**GIVEN REQUEST:** Identify the lines that contain the word "with" and copy each one.

**SUPPLIED RECORDS:**

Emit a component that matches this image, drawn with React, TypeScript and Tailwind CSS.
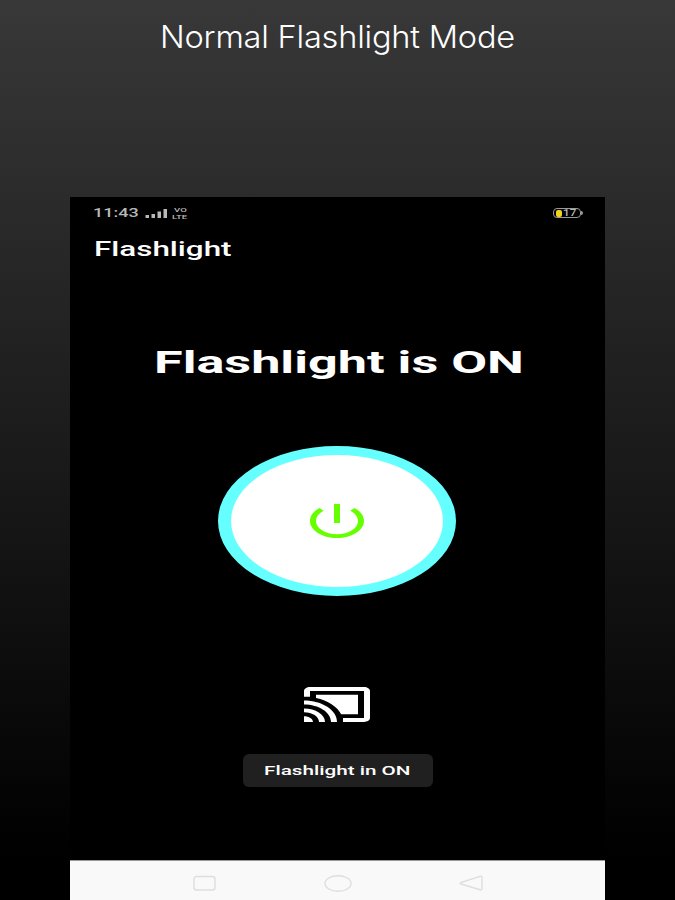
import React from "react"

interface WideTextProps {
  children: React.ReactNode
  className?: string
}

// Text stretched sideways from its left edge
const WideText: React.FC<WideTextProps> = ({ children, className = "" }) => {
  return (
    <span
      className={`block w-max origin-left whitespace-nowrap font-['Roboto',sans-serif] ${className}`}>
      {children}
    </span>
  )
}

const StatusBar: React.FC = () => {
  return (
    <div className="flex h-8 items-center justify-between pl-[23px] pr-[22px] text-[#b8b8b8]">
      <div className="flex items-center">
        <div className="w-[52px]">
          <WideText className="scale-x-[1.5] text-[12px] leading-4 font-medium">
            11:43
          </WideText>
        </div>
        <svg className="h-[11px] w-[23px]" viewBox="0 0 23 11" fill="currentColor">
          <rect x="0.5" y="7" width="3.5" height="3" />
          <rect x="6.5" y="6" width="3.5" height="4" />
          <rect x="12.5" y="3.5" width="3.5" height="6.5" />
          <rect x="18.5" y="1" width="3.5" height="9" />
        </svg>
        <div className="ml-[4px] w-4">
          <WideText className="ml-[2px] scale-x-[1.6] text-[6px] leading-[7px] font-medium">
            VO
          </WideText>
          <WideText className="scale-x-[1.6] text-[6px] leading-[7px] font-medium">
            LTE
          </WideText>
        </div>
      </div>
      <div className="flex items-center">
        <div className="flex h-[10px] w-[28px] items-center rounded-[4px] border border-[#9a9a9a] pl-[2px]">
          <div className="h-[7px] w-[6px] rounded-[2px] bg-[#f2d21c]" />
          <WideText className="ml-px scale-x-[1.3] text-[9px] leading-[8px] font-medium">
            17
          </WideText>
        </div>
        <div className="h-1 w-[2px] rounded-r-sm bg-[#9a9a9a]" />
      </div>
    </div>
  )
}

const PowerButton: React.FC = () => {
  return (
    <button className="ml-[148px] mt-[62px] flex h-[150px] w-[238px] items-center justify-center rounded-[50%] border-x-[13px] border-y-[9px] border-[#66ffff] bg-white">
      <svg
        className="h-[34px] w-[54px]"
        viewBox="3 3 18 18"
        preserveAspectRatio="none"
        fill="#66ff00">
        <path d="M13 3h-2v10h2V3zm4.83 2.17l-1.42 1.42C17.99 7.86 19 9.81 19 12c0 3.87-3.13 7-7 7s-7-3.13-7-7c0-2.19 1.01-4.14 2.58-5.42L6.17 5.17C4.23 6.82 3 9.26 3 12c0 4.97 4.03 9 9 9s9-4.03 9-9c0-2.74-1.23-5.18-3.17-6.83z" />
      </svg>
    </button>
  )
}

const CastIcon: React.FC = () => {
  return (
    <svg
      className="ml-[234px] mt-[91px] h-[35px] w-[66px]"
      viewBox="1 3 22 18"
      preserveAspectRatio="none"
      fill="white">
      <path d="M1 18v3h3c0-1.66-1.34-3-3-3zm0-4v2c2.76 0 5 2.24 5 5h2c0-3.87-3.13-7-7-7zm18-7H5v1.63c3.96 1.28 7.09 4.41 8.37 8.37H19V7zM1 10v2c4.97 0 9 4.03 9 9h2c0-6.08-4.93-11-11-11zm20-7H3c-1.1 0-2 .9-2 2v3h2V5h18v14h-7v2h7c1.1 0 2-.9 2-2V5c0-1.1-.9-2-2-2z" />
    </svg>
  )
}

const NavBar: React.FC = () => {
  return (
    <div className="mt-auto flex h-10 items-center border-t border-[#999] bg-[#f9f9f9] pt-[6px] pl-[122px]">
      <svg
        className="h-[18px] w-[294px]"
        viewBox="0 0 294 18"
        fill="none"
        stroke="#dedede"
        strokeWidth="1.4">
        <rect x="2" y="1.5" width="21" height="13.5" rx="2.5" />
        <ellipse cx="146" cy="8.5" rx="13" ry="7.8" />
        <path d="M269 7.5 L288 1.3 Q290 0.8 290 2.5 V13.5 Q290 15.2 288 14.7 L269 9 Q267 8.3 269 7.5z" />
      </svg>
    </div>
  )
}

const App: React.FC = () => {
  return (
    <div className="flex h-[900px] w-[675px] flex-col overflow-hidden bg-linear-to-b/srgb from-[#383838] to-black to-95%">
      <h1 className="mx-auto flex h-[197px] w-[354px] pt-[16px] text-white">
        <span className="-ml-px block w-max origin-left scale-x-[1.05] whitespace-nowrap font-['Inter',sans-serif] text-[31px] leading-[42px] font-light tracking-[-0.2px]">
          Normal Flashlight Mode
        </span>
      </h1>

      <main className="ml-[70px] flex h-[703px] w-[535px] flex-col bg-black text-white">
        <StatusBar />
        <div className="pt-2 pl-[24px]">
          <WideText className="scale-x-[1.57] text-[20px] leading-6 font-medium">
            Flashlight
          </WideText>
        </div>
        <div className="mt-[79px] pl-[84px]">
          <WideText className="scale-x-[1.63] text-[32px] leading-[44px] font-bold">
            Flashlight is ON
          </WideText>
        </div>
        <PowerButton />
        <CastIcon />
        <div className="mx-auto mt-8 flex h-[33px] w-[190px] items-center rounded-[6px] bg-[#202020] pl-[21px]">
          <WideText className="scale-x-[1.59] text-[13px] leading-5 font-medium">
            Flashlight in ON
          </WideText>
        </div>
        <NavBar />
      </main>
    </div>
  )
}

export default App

--

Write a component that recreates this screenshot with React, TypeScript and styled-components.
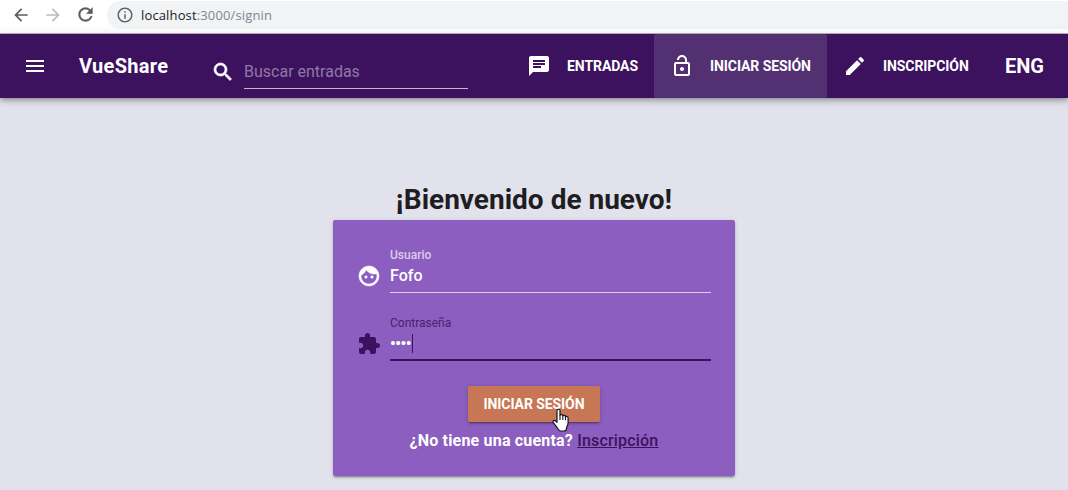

**CORRECT RESULT:**
Emit a component that matches this image, drawn with React, TypeScript and Tailwind CSS.
Write a component that recreates this screenshot with React, TypeScript and styled-components.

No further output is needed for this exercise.